Dreamed about Ray Charles last night
And he could see just fine, you know
I asked him for a lullaby he said
"Honey, I don't sing no more"

He said "Since I got my eyesight back
My voice has just deserted me
No Georgia on my mind no more
I stay in bed with MTV"

Then he took his glasses off and
I could look inside his head
Flashing like a thunderstorm
I saw a shining spider web

Dreamed about Ray Charles last night
He took me flying in the air
Showed me my own spider webs
He said "Honey, you had best take care"

"The world is made of spider webs
The threads are stuck to me and you
Carefull what you're wishing for
'Cause when you gain you just might lose"

When you're feeling lonely
When you're hiding in your bed
Don't forget your string of pearls
Don't forget your spider web

And when I go to sleep tonight
Don't let me dream of Brother Ray
Don't get me wrong, I'm glad he sees
Just like him best the other way

-Joan Osbourne, Spider Web

R.I.P., Brother Ray. You will be missed.
 
Last edited:
The beginning of a Salon.com article. - P.
--------
The genius hits the road - Remembering Ray Charles as a man who sang to the soul of America, played the piano like it was a woman, and got us all to joyously shake our thing. By Charles Taylor

He starts with the second verse, the one most people don't even know. Ray Charles' 1972 version of "America the Beautiful" begins with these words:

O beautiful for heroes proved
in liberating strife
Who more than self their country loved
And mercy more than life

America, America
May God thy gold refine
Till all success be nobleness
And every gain divine

Think about what that reordering does, what it means to hear those words before the familiar "O beautiful, for spacious skies ..." Beginning with images of sacrifice and death, then moving on to a prayer that asks -- with no guarantee of being answered -- that those sacrifices not be in vain, Ray Charles implies that America must earn the verse that follows.

"And you know when I was in school we used to sing it something like this," he says before beginning the words everybody knows.
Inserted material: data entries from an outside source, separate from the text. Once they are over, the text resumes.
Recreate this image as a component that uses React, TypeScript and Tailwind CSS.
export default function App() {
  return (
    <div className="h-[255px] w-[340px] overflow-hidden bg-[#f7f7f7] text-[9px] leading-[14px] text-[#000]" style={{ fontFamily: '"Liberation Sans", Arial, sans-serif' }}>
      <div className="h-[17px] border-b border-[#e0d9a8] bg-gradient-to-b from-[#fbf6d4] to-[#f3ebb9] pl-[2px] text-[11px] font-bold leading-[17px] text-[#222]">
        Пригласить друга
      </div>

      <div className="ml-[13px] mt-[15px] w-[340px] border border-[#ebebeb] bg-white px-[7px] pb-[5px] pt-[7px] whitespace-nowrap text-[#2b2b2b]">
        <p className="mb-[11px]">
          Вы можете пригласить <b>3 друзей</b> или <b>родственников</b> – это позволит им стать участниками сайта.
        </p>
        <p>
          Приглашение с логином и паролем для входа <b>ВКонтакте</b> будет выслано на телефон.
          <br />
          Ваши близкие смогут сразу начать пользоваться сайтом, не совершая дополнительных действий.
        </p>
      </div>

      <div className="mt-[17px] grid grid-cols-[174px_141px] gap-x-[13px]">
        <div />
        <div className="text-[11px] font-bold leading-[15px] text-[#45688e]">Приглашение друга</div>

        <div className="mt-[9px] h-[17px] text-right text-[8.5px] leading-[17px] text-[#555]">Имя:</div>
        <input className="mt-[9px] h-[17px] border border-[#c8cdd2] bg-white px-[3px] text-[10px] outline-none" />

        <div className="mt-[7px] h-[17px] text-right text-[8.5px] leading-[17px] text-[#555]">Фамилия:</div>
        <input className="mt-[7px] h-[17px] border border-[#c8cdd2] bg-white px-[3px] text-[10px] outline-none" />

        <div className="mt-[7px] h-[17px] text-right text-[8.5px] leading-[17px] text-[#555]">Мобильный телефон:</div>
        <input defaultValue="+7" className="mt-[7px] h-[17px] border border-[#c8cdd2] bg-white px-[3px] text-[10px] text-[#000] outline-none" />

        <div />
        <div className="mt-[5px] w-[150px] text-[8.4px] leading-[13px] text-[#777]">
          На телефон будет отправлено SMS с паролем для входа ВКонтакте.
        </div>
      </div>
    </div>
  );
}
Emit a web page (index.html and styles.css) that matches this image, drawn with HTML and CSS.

And so the purple mountains' majesty above the fruited plains are introduced as a legend we hear as children. They are not, in this version, God's bounty there for our taking, but the reward of a collective dream, a dream all the sweeter, all the more worth working toward because it will never fully be realized. God may or may not reward that striving, but as Charles sings it, the striving is where the concrete beauty of the country lies.

"America the Beautiful" is the least boastful of patriotic songs, and even so, Ray Charles' version teaches it a new humility. That Charles died -- yesterday, at 73, of complications of liver disease -- in the same week that saw the death of Ronald Reagan reminds you that Charles performed that song at the Republican Convention that nominated Reagan for a second term in 1984. And so what? That performance didn't make the song a lie. In some ways it was the best test the song could have. Could it be sung at that time in that place and not be co-opted, could it stand for something bigger than the circumstances, bigger even than the man who sang it?
 
This was a great American whom I can mourn in good conscience. Of course, I reserve the right to amend this epithet should it come out in the future that Ray Charles was a racist war-mongering enemy of the working man.
 
I have always loved Ray's music and that won't end.

I'll miss you Ray. We never met, but we shared some great times and I will always regret that I never got to see you play live.

It's already been mentioned that perhaps you can see now. Well the next time you hear yourself, look at the people listening and look at the way their eyes crinkle at the edges and how they can't help but smile.

You did your part to make this a better world Ray. Thanks.